• DATA PROVIDED:
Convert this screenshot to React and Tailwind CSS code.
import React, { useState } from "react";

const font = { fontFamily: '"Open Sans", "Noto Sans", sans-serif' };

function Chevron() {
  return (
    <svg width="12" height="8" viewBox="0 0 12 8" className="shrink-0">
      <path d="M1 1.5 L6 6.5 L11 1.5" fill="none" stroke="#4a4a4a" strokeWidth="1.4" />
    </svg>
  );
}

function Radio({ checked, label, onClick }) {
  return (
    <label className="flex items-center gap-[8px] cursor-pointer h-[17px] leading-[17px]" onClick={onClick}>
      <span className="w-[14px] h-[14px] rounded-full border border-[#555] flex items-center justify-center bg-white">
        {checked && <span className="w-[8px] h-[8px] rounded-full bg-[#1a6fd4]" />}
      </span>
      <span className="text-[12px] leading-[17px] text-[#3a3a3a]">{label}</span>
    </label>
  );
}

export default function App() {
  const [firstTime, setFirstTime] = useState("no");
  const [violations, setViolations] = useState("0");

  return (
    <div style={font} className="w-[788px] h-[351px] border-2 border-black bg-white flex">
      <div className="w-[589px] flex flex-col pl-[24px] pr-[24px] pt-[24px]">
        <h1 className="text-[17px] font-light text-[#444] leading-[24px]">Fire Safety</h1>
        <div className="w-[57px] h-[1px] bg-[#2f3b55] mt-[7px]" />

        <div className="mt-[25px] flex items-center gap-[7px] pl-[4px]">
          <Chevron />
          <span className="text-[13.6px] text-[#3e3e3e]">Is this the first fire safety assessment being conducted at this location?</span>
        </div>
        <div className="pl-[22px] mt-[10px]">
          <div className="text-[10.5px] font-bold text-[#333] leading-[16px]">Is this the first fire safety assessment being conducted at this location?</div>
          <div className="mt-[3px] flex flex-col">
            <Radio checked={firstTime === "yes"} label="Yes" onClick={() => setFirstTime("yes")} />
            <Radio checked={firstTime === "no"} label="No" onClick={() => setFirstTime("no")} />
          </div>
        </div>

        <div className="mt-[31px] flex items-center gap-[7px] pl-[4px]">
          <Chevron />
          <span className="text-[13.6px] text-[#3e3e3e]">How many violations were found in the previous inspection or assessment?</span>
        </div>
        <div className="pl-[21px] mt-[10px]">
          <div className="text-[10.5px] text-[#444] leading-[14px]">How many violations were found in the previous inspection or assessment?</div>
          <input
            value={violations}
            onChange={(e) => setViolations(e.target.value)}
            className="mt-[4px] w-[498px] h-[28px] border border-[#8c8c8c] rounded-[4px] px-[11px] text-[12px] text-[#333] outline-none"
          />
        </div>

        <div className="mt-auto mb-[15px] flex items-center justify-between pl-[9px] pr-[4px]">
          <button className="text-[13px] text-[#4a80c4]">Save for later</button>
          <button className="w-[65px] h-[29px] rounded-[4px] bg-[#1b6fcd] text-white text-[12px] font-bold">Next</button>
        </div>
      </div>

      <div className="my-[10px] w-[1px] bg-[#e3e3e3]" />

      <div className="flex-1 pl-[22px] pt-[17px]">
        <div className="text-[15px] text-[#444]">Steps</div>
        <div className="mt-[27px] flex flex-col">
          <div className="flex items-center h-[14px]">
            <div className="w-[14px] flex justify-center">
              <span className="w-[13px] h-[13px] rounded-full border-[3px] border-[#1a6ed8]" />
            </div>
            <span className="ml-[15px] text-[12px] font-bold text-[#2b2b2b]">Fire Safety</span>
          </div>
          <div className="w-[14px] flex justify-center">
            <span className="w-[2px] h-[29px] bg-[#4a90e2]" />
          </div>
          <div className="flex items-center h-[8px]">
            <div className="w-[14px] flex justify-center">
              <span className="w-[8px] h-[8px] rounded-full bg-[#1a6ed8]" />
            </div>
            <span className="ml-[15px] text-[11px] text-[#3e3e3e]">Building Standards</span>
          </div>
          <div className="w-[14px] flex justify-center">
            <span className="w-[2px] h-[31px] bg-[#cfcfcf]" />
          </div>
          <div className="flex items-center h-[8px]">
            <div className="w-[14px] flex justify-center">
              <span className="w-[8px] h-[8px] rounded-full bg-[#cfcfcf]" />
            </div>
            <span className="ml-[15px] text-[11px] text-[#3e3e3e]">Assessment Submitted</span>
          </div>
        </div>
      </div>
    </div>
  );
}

• STATED GOAL: Could you quote the material above in full, exactly as it stands?

• ANSWER FOR THE TASK:
Convert this screenshot to React and Tailwind CSS code.
import React, { useState } from "react";

const font = { fontFamily: '"Open Sans", "Noto Sans", sans-serif' };

function Chevron() {
  return (
    <svg width="12" height="8" viewBox="0 0 12 8" className="shrink-0">
      <path d="M1 1.5 L6 6.5 L11 1.5" fill="none" stroke="#4a4a4a" strokeWidth="1.4" />
    </svg>
  );
}

function Radio({ checked, label, onClick }) {
  return (
    <label className="flex items-center gap-[8px] cursor-pointer h-[17px] leading-[17px]" onClick={onClick}>
      <span className="w-[14px] h-[14px] rounded-full border border-[#555] flex items-center justify-center bg-white">
        {checked && <span className="w-[8px] h-[8px] rounded-full bg-[#1a6fd4]" />}
      </span>
      <span className="text-[12px] leading-[17px] text-[#3a3a3a]">{label}</span>
    </label>
  );
}

export default function App() {
  const [firstTime, setFirstTime] = useState("no");
  const [violations, setViolations] = useState("0");

  return (
    <div style={font} className="w-[788px] h-[351px] border-2 border-black bg-white flex">
      <div className="w-[589px] flex flex-col pl-[24px] pr-[24px] pt-[24px]">
        <h1 className="text-[17px] font-light text-[#444] leading-[24px]">Fire Safety</h1>
        <div className="w-[57px] h-[1px] bg-[#2f3b55] mt-[7px]" />

        <div className="mt-[25px] flex items-center gap-[7px] pl-[4px]">
          <Chevron />
          <span className="text-[13.6px] text-[#3e3e3e]">Is this the first fire safety assessment being conducted at this location?</span>
        </div>
        <div className="pl-[22px] mt-[10px]">
          <div className="text-[10.5px] font-bold text-[#333] leading-[16px]">Is this the first fire safety assessment being conducted at this location?</div>
          <div className="mt-[3px] flex flex-col">
            <Radio checked={firstTime === "yes"} label="Yes" onClick={() => setFirstTime("yes")} />
            <Radio checked={firstTime === "no"} label="No" onClick={() => setFirstTime("no")} />
          </div>
        </div>

        <div className="mt-[31px] flex items-center gap-[7px] pl-[4px]">
          <Chevron />
          <span className="text-[13.6px] text-[#3e3e3e]">How many violations were found in the previous inspection or assessment?</span>
        </div>
        <div className="pl-[21px] mt-[10px]">
          <div className="text-[10.5px] text-[#444] leading-[14px]">How many violations were found in the previous inspection or assessment?</div>
          <input
            value={violations}
            onChange={(e) => setViolations(e.target.value)}
            className="mt-[4px] w-[498px] h-[28px] border border-[#8c8c8c] rounded-[4px] px-[11px] text-[12px] text-[#333] outline-none"
          />
        </div>

        <div className="mt-auto mb-[15px] flex items-center justify-between pl-[9px] pr-[4px]">
          <button className="text-[13px] text-[#4a80c4]">Save for later</button>
          <button className="w-[65px] h-[29px] rounded-[4px] bg-[#1b6fcd] text-white text-[12px] font-bold">Next</button>
        </div>
      </div>

      <div className="my-[10px] w-[1px] bg-[#e3e3e3]" />

      <div className="flex-1 pl-[22px] pt-[17px]">
        <div className="text-[15px] text-[#444]">Steps</div>
        <div className="mt-[27px] flex flex-col">
          <div className="flex items-center h-[14px]">
            <div className="w-[14px] flex justify-center">
              <span className="w-[13px] h-[13px] rounded-full border-[3px] border-[#1a6ed8]" />
            </div>
            <span className="ml-[15px] text-[12px] font-bold text-[#2b2b2b]">Fire Safety</span>
          </div>
          <div className="w-[14px] flex justify-center">
            <span className="w-[2px] h-[29px] bg-[#4a90e2]" />
          </div>
          <div className="flex items-center h-[8px]">
            <div className="w-[14px] flex justify-center">
              <span className="w-[8px] h-[8px] rounded-full bg-[#1a6ed8]" />
            </div>
            <span className="ml-[15px] text-[11px] text-[#3e3e3e]">Building Standards</span>
          </div>
          <div className="w-[14px] flex justify-center">
            <span className="w-[2px] h-[31px] bg-[#cfcfcf]" />
          </div>
          <div className="flex items-center h-[8px]">
            <div className="w-[14px] flex justify-center">
              <span className="w-[8px] h-[8px] rounded-full bg-[#cfcfcf]" />
            </div>
            <span className="ml-[15px] text-[11px] text-[#3e3e3e]">Assessment Submitted</span>
          </div>
        </div>
      </div>
    </div>
  );
}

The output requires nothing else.